For today, Balaclava definitely better than Baklava
For today, Balaclava definitely better than Baklava

With helmets on, Frank leads us on a familirasion drive, allowing us to get acquainted to the layout of the course, and where the mild crests and dips are located. Over the radio, a voice crackles, reminding us to keep our lines tight, and with every few turns, he eggs us on to build speed.

Three laps later, we are on full-whack, as the R8 is finally allowed to breathe. There were a few times where I forget that I’m driving LHD, and catch myself stepping out of a left-hander, and then putting the right-side of the car way too deep into the opposite rumble strip. The mid-engine setup makes for an accurate drive, with a front-end which is light and easy to point the other way. The quicker we go, the more we build confidence in how much we can milk from the suspension and the Audi Space Frame. Soon, I am in my groove, keeping up turn, after turn, with the car in-front of me. With every few laps, we are made to switch places, so that Frank, who is in the lead car can have a closer look at how we are driving, and advise any corrections.
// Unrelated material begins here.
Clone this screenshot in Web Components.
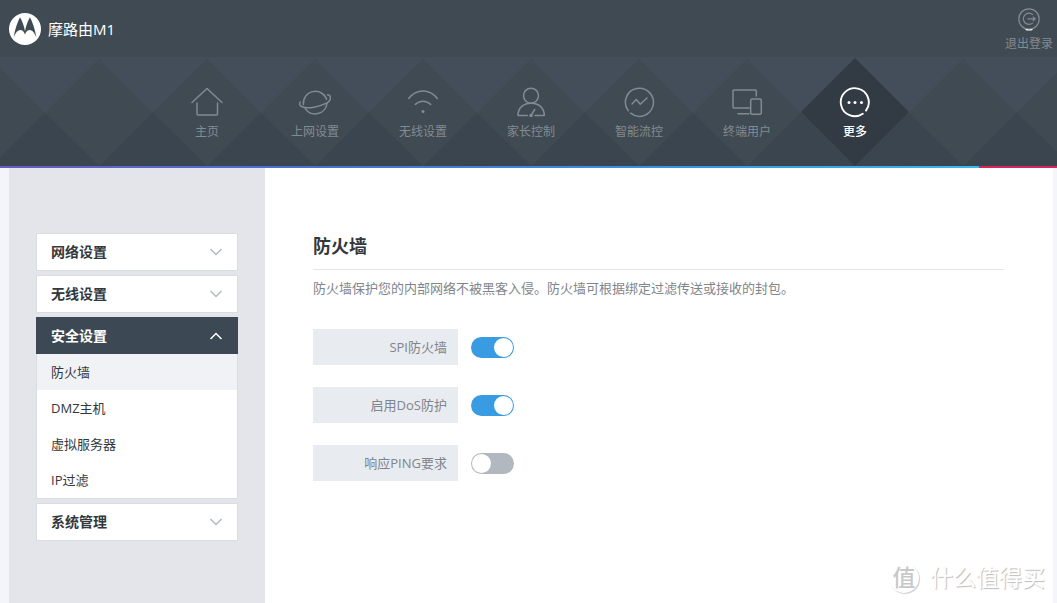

Out of a left bend and then over the track’s longest straight (approximately 400m), where I floor the throttle, the R8’s V10 engine obliges, as the four-ringed supercar builds speed. That throaty growl transitions into a rabid howl the closer the needle gets to 8,000rpm; where somewhere around here, I swap to the next cog. I squeeze past 200km/h, only just, before standing on the brakes, execute two left flappy pedal lugs, and then trail brake as I make an eighty-degree left. 

By this point, I realise that I don’t just like the Audi R8 a lot. I now have an even greater respect for what it truly brings to the table.

It’s not long before Frank radios instructions to do a cooling lap, which that signifies not just the end of our driving experience, but for me, this would poignantly be the end of an era.

But all is not over just yet. If you still what to snag your track day with the Audi R8, you still can, since the Audi Driving Experience is open to the public… but of-course that is if you happen to be in the area.